Diana Castaldi
Told by Objects

MRes

Summary

Told by Objects is a photographic research project which documents and reflects on the objects inhabiting private domestic spaces.

Quietly stepping into twenty households in Hackney within the neighbourhood and community I live in, this project aims to create portraits of individuals through their material possessions, offering a window onto the layered and diverse landscape of the East London Borough.

Drawing on material culture studies, archive theory, object relations within psychoanalytic theory, and artists’ writings, objects are seen as the material embodiments of narratives that speak to our personal and collective identities.

Accounts of the impressions left by these encounters and edited extracts of the conversations with the participants ground and expand the visual photographic component and underpin the theoretical research. The writing also reflects on how photography and social interactions have led and formed the research.
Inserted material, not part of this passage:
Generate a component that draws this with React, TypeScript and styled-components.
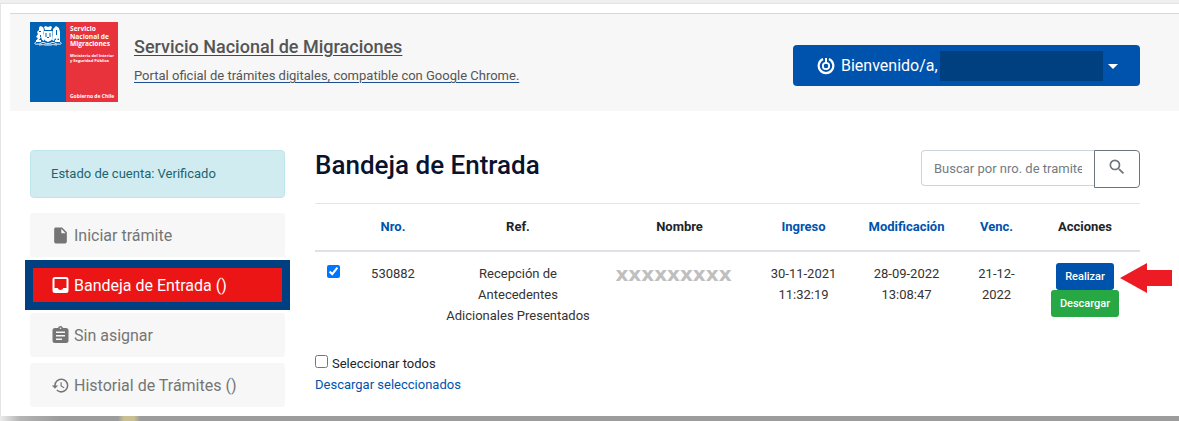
import React from "react";
import styled, { createGlobalStyle } from "styled-components";
import { MdHistory, MdInsertDriveFile, MdSearch } from "react-icons/md";

const GlobalStyle = createGlobalStyle`
  *, *::before, *::after { box-sizing: border-box; }
  body {
    margin: 0;
    background: #f0f0f0;
    color: #212529;
    font: 400 13px/21px Roboto, "Liberation Sans", sans-serif;
  }
  button, input { font: inherit; }
  a { text-decoration: none; }
`;

const Page = styled.div`
  display: flex;
  flex-direction: column;
  min-height: 100vh;
  padding-top: 4px;
`;

const Sheet = styled.div`
  margin-left: 1px;
  padding: 9px 0 9px 9px;
  background: #fff;
  box-shadow: 0 0 1px 1px #e4e4e4;
`;

const SheetShadow = styled.div`
  position: relative;
  flex: 1;
  min-height: 5px;
  background:
    linear-gradient(90deg, transparent 118px, #c9bf93 124px, #c9bf93 134px, transparent 140px),
    linear-gradient(90deg, #ececec, #b4b4b4 20px, #9c9c9c 60px);
`;

const Header = styled.header`
  display: flex;
  justify-content: space-between;
  height: 98px;
  padding: 8px 39px 0 20px;
  border-top: 1px solid #d8d8d8;
  background: #f7f7f7;
`;

const Brand = styled.div`
  display: flex;
  gap: 16px;
`;

const Logo = styled.svg`
  display: block;
  width: 88px;
  height: 80px;
`;

const BrandLink = styled.a`
  display: flex;
  flex-direction: column;
  gap: 8px;
  padding-top: 14px;
  color: #555;
  text-decoration: underline;
  text-decoration-color: #1b4d8f;
  text-underline-offset: 2px;
`;

const BrandName = styled.span`
  font-size: 18px;
  font-weight: 500;
  line-height: 22px;
`;

const BrandTagline = styled.span`
  line-height: 20px;
`;

const UserMenu = styled.button`
  display: flex;
  align-items: center;
  width: 347px;
  height: 41px;
  margin-top: 23px;
  padding: 0 22px 0 24px;
  border: 0;
  border-radius: 4px;
  background: #0053ad;
  color: #fff;
  font-size: 16px;
`;

const UserLabel = styled.span`
  margin-left: 6px;
`;

const HiddenName = styled.span`
  flex: 1;
  height: 30px;
  margin: 0 5px 0 2px;
  background: #004080;
`;

const Caret = styled.svg`
  width: 10px;
  height: 5px;
  margin-top: 2px;
`;

const Content = styled.div`
  display: flex;
  gap: 30px;
  padding: 39px 39px 0 20px;
`;

const Sidebar = styled.aside`
  flex: none;
  width: 255px;
`;

const Status = styled.div`
  height: 48px;
  margin-bottom: 15px;
  padding: 12px 20px;
  border: 1px solid #bee5eb;
  border-radius: 4px;
  background: #d1ecf1;
  color: #1c6472;
`;

const Menu = styled.nav`
  display: flex;
  flex-direction: column;
  gap: 6px;
`;

const MenuItem = styled.a<{ $active?: boolean }>`
  display: flex;
  align-items: center;
  gap: 4px;
  height: ${(p) => (p.$active ? "50px" : "44px")};
  margin: ${(p) => (p.$active ? "-3px -5px" : "0")};
  padding: ${(p) => (p.$active ? "0 18px" : "0 21px")};
  border: ${(p) => (p.$active ? "8px solid #004080" : "0")};
  border-radius: ${(p) => (p.$active ? "0" : "3px")};
  background: ${(p) => (p.$active ? "#ec1515" : "#f7f7f7")};
  color: ${(p) => (p.$active ? "#fff" : "#757575")};
  font-size: 16px;

  svg { flex: none; width: 19px; height: 19px; }
`;

const Main = styled.main`
  flex: 1;
  min-width: 0;
`;

const TitleBar = styled.div`
  display: flex;
  justify-content: space-between;
  align-items: flex-start;
  height: 53px;
`;

const Title = styled.h1`
  margin: 0;
  color: #0a132d;
  font-size: 26px;
  font-weight: 500;
  line-height: 31px;
`;

const Search = styled.form`
  display: flex;
  align-items: flex-start;
`;

const SearchInput = styled.input`
  width: 173px;
  height: 36px;
  padding: 0 12px;
  border: 1px solid #ced4da;
  border-right: 0;
  border-radius: 4px 0 0 4px;

  &::placeholder { color: #757b82; opacity: 1; }
`;

const SearchButton = styled.button`
  display: flex;
  justify-content: center;
  width: 46px;
  height: 38px;
  padding: 6px 0;
  border: 1px solid #6c757d;
  border-radius: 0 4px 4px 0;
  background: #fff;
  color: #6c757d;
  font-size: 20px;
`;

const Table = styled.table`
  width: 100%;
  border-collapse: collapse;
  table-layout: fixed;
  text-align: center;

  th {
    height: 47px;
    padding: 0 0 1px;
    border-top: 1px solid #e3e5e8;
    border-bottom: 2px solid #dee2e6;
    font-weight: 700;
  }
  th a { color: #0053ad; }
  td {
    height: 81px;
    padding: 11px 10px 0;
    vertical-align: top;
    color: #333;
  }
`;

const Check = styled.input`
  display: block;
  width: 13px;
  height: 13px;
  margin: 0;
`;

const CheckCell = styled.div`
  display: flex;
  justify-content: center;
  padding-top: 2px;
`;

const MaskedName = styled.div`
  padding-right: 12px;
  color: #bfbfbf;
  font: 700 20px/22px "DejaVu Sans", sans-serif;
`;

const Actions = styled.div`
  position: relative;
  display: flex;
  flex-direction: column;
  align-items: center;
`;

const ActionButton = styled.button<{ $color: string }>`
  height: 27px;
  padding: 0 9px;
  border: 0;
  border-radius: 3px;
  background: ${(p) => p.$color};
  color: #fff;
  font-size: 11px;
  font-weight: 500;
`;

const Pointer = styled.svg`
  position: absolute;
  top: 0;
  right: -42px;
  width: 52px;
  height: 30px;
`;

const Bulk = styled.div`
  display: flex;
  flex-direction: column;
  align-items: flex-start;
  margin-top: 21px;

  a { color: #0053ad; }
`;

const SelectAll = styled.label`
  display: flex;
  gap: 4px;

  input { margin-top: 2px; }
`;

const widths = [37, 82, 168, 155, 93, 113, 67, 110];

const ChileLogo = () => (
  <Logo viewBox="0 0 88 80" role="img" aria-label="Servicio Nacional de Migraciones">
    <path fill="#0062b1" d="M0 0h36v80H0z" />
    <path fill="#e8333c" d="M36 0h52v80H36z" />
    <g fill="#fff">
      <path d="M14 5l1.500-1 2.500 1 2.500-1 1.500 1-1 3h-6z" />
      <path d="M13.500 9h9v7c0 2-2.500 3-4.500 4-2-1-4.500-2-4.500-4z" />
      <path d="M9 6l1-2 3 1 1 3-1 3 1 3v5l-2-1-1-3-2 3-3 1 2-3-2-1 2-3-1-2 2-2z" />
      <path d="M23 7l3-3 3 2 1 4v9l-2-3-1 3-2-3-1 3-2-1 1-5z" />
      <path d="M6 18h5v2H6zM25 18h5v2h-5z" />
    </g>
    <path fill="#0062b1" d="M15.500 11h1v4h-1zM19.500 11h1v4h-1zM17 15h2v1h-2zM9 9h2v1H9zM26 8h1v5h-1zM10 13h1v2h-1z" />
    <path fill="none" stroke="#fff" d="M6 20c-2 1-1 3 1 2 3 1 5-3 8-1 2 1 4 1 6 0 3-2 5 2 8 1 2 1 3-1 1-2M9 23c3 0 4-1 6 0h6c2-1 3 0 6 0" />
    <g fill="#fff" fontFamily='"Open Sans", sans-serif'>
      <g fontSize="6.600" fontWeight="700">
        <text x="40" y="9">Servicio</text>
        <text x="40" y="16.500">Nacional de</text>
        <text x="40" y="24.200">Migraciones</text>
      </g>
      <g fontSize="4" fontWeight="700">
        <text x="40" y="34.500">Ministerio del Interior</text>
        <text x="40" y="40">y Seguridad Pública</text>
      </g>
      <text x="40" y="76" fontSize="5" fontWeight="700">Gobierno de Chile</text>
    </g>
  </Logo>
);

const SessionIcon = () => (
  <svg width="18" height="18" viewBox="0 0 18 18" fill="none" stroke="#fff" aria-hidden="true">
    <path strokeWidth="2.200" d="M6 2.100a7.300 7.300 0 1 0 6 0" />
    <circle cx="9" cy="9" r="3.200" strokeWidth="1.800" />
    <path strokeWidth="2" d="M9 1v5" />
  </svg>
);

const InboxIcon = () => (
  <svg viewBox="0 0 19 19" aria-hidden="true">
    <path
      fill="currentColor"
      fillRule="evenodd"
      d="M4 1h11a2.500 2.500 0 0 1 2.500 2.500v11A2.500 2.500 0 0 1 15 17H4a2.500 2.500 0 0 1-2.500-2.500v-11A2.500 2.500 0 0 1 4 1zM3.500 3v9h3.200a3 3 0 0 0 5.600 0h3.200V3z"
    />
  </svg>
);

const ClipboardIcon = () => (
  <svg viewBox="0 0 19 19" aria-hidden="true">
    <path
      fill="currentColor"
      fillRule="evenodd"
      d="M4 2h3a2.600 2.600 0 0 1 5 0h3a2.500 2.500 0 0 1 2.500 2.500v10A2.500 2.500 0 0 1 15 17H4a2.500 2.500 0 0 1-2.500-2.500v-10A2.500 2.500 0 0 1 4 2zM9.500 1.500a.8.800 0 1 0 0 1.600.8.800 0 0 0 0-1.600zM5 5.500V7h9V5.500zM5 9v1.500h9V9zM5 12.500V14h6v-1.500z"
    />
  </svg>
);

export default function App() {
  return (
    <>
      <GlobalStyle />
      <Page>
        <Sheet>
          <Header>
            <Brand>
              <ChileLogo />
              <BrandLink href="#inicio">
                <BrandName>Servicio Nacional de Migraciones</BrandName>
                <BrandTagline>Portal oficial de trámites digitales, compatible con Google Chrome.</BrandTagline>
              </BrandLink>
            </Brand>
            <UserMenu type="button" aria-haspopup="menu">
              <SessionIcon />
              <UserLabel>Bienvenido/a,</UserLabel>
              <HiddenName />
              <Caret viewBox="0 0 10 5" aria-hidden="true">
                <path fill="#fff" d="M0 0h10L5 5z" />
              </Caret>
            </UserMenu>
          </Header>
          <Content>
            <Sidebar>
              <Status>Estado de cuenta: Verificado</Status>
              <Menu>
                <MenuItem href="#iniciar"><MdInsertDriveFile />Iniciar trámite</MenuItem>
                <MenuItem href="#bandeja" $active aria-current="page"><InboxIcon />Bandeja de Entrada ()</MenuItem>
                <MenuItem href="#sin-asignar"><ClipboardIcon />Sin asignar</MenuItem>
                <MenuItem href="#historial"><MdHistory />Historial de Trámites ()</MenuItem>
              </Menu>
            </Sidebar>
            <Main>
              <TitleBar>
                <Title>Bandeja de Entrada</Title>
                <Search>
                  <SearchInput type="text" aria-label="Buscar por nro. de tramite" placeholder="Buscar por nro. de tramite" />
                  <SearchButton type="button" aria-label="Buscar"><MdSearch /></SearchButton>
                </Search>
              </TitleBar>
              <Table>
                <colgroup>
                  {widths.map((w, i) => <col key={i} width={w} />)}
                </colgroup>
                <thead>
                  <tr>
                    <th aria-label="Seleccionar" />
                    <th><a href="#nro">Nro.</a></th>
                    <th>Ref.</th>
                    <th>Nombre</th>
                    <th><a href="#ingreso">Ingreso</a></th>
                    <th><a href="#modificacion">Modificación</a></th>
                    <th><a href="#venc">Venc.</a></th>
                    <th>Acciones</th>
                  </tr>
                </thead>
                <tbody>
                  <tr>
                    <td><CheckCell><Check type="checkbox" defaultChecked aria-label="Seleccionar 530882" /></CheckCell></td>
                    <td>530882</td>
                    <td>Recepción de Antecedentes Adicionales Presentados</td>
                    <td><MaskedName>xxxxxxxxx</MaskedName></td>
                    <td>30-11-2021 11:32:19</td>
                    <td>28-09-2022 13:08:47</td>
                    <td>21-12-2022</td>
                    <td>
                      <Actions>
                        <ActionButton type="button" $color="#0053ad">Realizar</ActionButton>
                        <ActionButton type="button" $color="#28a745">Descargar</ActionButton>
                        <Pointer viewBox="0 0 52 30" aria-hidden="true">
                          <path fill="#ed1c24" d="M0 15L27 0v7h25v16H27v7z" />
                        </Pointer>
                      </Actions>
                    </td>
                  </tr>
                </tbody>
              </Table>
              <Bulk>
                <SelectAll><Check type="checkbox" />Seleccionar todos</SelectAll>
                <a href="#descargar">Descargar seleccionados</a>
              </Bulk>
            </Main>
          </Content>
        </Sheet>
        <SheetShadow />
      </Page>
    </>
  );
}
Within Told by Objects, still life photographic studies turn assemblages of private objects into subjects, creating dialogues and narratives across images of ordinary corners within the domestic space. Here the still life addresses wider contemporary questions around identity, society and memory.

Keywords

Still life Photography / Objects / Household Shrines / Home / Identity / Individual narratives / Memory / Archive / Private Archive

Told by objects -

Chanel and wrinkly apple, Hackney 2024, medium format photograph

Bio

Diana Castaldi has a background in costume design. Her carrier spans across different genres – fringe and immersive theatre, ballet, contemporary performances and screen productions.

Her visual art practice is influenced by the materiality and techniques inherent in costume making production and by an interest in photography and different printing techniques.

She uses different media to explore themes related to identity, personal and collective memory and the relationship between the individual and the structures in our society.

Diana holds a BA from the Brera Academy of Fine Arts in Milan and has just completed the Master of Research at the RCA.

Epigraph

Our choice of possessions represents our effort to create and shape ourselves beyond the limits of natural form or endowment; as such, our possessions offer a window into parts of our mind that we tend to overlook.
Andrew Dillon (2019)

The power of things inheres in the memories they gather up inside them, and also the vicissitudes of our imagination, and our memory - of this there is no doubt.
Orhan Pamuk (2009)

I take it that any conscious configuration of objects tells a story.
Susan Hiller (1994)

Told by Objects - C's shrine, medium format photograph, Hackney 2024.

Contents

0 - Told by Objects

  • Photographic body of practice

INTRODUCTION

  • Told by Objects: roadmap


1 - ON PHOTOGRAPHING THE ORDINARY

  • Photography and social interaction as method
  • Aesthetic of the accident


2 - BEHIND CLOSED DOORS: COSMOS AND THE ARCHIVE

  • Cosmology and diversity in Hackney
  • The home – museum and the exotic object
  • Class aesthetics


3 - WHEN THE SELF SPILLS INTO SPACE

  • Psychic space as physical space
  • Exteriorizing internal objects – imagining a reverse Objects Relations Theory
  • Assembling identity through materiality

CONCLUSION

  • Objects, memory and final thoughts

On photographing the ordinary

Excerpt from thesis

I showed J a photograph I have taken of the objects and ephemera on his coffee table, he replies “Mmm, I see…you have taken a photograph of nothing!”. I was kind of tormented by that answer for a while. Was I taking photographs of nothing? Was I trying to make something out of nothing?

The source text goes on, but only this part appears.